Destination diversity marketing plans—those programs that seek to define locations and hospitality and tourism brands as welcoming and equipped to host different population segments—are not what they were a couple of decades ago. As populaces have diversified, so have initiatives to reach various markets.
Differences in people, including their races, ethnicities, ages, religions, lifestyles, gender identities, and travel styles, are getting recognized. And the initiatives are not in motion just because it’s hospitable to welcome and entertain people of all profiles. It’s also good business, say those who are spending significant resources to train employees and forge partnerships.
The City of Philadelphia launched its Multicultural Affairs Congress in the late 1980s to give its large African-American population a voice in lifting the city out of blight into new economic realms via development of tourism and hospitality. Today, the scene is more varied.
“Back then, people were looking at employment opportunities and procuring convention business with African Americans,” said Greg DeShields, executive director of PHLDiversity, a division of the Philadelphia CVB (PHLCVB). “We had to develop a product to get them to come to us, and to ensure that their time with us would provide a good experience. So then we focused primarily on African-American groups.” Today, he said, the city’s diversity initiatives have the cornerstones of African American, Asian, Native American, Hispanic, and Asian-Indian groups, and, more recently, LGBT markets.
DeShields said PHLDiversity focuses on meetings and conventions procurement, and Visit Philadelphia carries tourism’s leisure side, with some overlaps. “The Business of Diversity in Conventions and Tourism” will be the theme at an annual industry luncheon on Oct. 9 that will focus on the city’s efforts to be recognized as a leading multicultural and diverse tourism and convention city.
The luncheon will be held at the Philadelphia Marriott Downtown, a property that demonstrates its brand’s wide-ranging diversity marketing endeavors. “Today, initiatives must be about being culturally competent and authentic,” said Apoorva N. Gandhi, vice president of multi-cultural markets and alliances for Marriott International Inc. “It’s about getting into the trenches with various groups to take their pulses and show support.
“You can use the same ad with different faces, but that’s not authentic. People see right through that. Our goal is to be engaged with a specific community, not to just show up and ask for money. This means we work alongside CVBs and associations that represent communities of people, to make sure they know we are supporting them. Marriott wants to demonstrate inclusion at all levels, whether someone does business with us or stays with us. We want them to have a great experience.”
One of the ways Marriott promotes associate awareness and relativity with its target groups is with culture days. “Maybe a hotel is in a city with a big Asian-Indian population, and they want to book more social and business events with them,” Gandhi said. “We’ll organize a meal of Indian food and maybe entertainment, and then take people to the culture—into restaurants, retail outlets, and cultural sites—to elevate awareness.”

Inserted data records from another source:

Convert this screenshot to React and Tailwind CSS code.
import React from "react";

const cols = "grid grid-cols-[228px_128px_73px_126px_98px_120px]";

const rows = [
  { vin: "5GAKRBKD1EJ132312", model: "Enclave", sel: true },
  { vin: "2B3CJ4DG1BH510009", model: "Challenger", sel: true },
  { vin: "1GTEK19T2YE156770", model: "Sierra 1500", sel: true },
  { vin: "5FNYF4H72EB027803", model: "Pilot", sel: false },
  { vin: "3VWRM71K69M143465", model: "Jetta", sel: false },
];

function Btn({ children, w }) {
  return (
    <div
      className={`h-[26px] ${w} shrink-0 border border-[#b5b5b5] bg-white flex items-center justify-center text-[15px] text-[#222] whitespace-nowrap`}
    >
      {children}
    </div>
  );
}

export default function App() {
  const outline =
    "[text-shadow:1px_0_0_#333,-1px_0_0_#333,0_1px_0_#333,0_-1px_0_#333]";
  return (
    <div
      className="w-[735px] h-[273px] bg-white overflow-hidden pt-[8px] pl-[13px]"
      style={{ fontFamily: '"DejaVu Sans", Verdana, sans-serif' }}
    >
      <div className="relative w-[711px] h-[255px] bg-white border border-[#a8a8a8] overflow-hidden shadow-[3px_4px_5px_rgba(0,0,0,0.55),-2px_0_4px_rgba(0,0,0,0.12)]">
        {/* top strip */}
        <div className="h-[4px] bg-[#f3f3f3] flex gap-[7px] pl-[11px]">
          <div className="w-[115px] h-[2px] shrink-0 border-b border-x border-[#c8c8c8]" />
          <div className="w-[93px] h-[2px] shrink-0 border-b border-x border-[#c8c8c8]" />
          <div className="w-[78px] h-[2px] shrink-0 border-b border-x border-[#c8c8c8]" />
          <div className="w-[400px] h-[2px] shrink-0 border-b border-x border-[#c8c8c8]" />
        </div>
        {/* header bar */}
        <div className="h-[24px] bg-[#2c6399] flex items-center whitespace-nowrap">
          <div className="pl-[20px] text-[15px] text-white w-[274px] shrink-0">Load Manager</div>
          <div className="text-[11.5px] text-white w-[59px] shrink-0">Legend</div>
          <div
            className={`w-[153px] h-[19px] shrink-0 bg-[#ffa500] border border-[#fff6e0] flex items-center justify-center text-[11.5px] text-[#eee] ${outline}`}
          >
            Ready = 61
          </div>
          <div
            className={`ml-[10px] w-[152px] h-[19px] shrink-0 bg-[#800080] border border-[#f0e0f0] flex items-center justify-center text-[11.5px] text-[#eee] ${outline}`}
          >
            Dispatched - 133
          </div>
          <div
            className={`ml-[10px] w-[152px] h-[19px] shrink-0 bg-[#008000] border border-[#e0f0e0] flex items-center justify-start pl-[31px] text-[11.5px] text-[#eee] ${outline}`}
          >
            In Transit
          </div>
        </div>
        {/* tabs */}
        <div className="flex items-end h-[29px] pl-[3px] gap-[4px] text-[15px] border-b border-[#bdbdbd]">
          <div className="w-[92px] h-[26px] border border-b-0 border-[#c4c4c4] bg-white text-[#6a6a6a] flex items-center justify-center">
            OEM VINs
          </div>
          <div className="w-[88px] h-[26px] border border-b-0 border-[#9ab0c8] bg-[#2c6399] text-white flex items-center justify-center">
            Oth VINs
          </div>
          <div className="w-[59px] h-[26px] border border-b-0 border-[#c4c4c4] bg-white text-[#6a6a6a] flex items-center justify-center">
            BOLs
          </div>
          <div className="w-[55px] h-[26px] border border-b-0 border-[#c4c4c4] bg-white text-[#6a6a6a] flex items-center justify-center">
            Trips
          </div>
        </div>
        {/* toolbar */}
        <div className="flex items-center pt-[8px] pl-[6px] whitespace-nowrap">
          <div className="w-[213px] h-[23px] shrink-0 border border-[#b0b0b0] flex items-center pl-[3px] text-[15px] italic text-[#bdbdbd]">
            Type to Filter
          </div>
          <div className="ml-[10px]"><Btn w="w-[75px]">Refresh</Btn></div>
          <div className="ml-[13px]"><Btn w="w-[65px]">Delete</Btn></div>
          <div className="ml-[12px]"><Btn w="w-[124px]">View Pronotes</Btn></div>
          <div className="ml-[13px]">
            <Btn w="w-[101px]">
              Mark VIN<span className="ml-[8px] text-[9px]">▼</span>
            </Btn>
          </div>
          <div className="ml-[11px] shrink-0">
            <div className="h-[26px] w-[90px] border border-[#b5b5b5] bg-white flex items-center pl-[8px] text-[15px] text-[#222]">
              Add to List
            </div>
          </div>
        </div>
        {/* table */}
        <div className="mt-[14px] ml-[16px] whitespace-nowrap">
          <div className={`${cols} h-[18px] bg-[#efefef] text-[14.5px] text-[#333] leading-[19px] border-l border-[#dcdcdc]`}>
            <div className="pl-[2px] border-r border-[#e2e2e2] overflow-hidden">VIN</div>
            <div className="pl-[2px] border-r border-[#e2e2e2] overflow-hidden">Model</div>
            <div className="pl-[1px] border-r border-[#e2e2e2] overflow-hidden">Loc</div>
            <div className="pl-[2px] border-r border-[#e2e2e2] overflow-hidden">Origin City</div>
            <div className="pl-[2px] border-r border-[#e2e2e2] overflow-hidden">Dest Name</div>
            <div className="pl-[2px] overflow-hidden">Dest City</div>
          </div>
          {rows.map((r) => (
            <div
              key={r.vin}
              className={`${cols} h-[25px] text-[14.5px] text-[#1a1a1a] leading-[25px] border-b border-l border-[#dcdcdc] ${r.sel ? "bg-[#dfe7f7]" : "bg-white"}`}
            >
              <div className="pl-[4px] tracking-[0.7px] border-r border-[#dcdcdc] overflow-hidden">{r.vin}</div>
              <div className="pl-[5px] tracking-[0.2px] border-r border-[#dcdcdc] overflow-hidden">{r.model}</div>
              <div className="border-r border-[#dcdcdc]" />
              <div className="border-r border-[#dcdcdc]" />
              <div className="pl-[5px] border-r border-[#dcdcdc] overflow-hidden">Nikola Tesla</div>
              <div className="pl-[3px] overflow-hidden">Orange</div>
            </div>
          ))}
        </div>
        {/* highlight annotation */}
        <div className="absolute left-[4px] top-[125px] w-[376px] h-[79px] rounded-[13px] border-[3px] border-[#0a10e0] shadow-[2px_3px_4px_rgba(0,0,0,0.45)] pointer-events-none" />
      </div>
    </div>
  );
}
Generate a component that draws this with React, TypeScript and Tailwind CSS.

Destination diversity marketing isn’t limited to big cities and big hotels. Reaching out for good experiences with the LGBT market is core of a new CVB marketing campaign in Richmond, Va., called OutRVA. Its objectives include spotlighting the city’s attractiveness for LGBT travelers. Vishal Savani, communications manager for Linden Row Inn, a 70-room historic boutique property in Richmond, said his company is a leading sponsor of the new campaign.
“We contribute financially and in kind to the campaign,” Savani said. “We actually began with this sector by hosting a large press trip in 2011, and we’ve donated room nights and auction items for other marketing initiatives with the CVB, and we’ve seen good increases from this market.”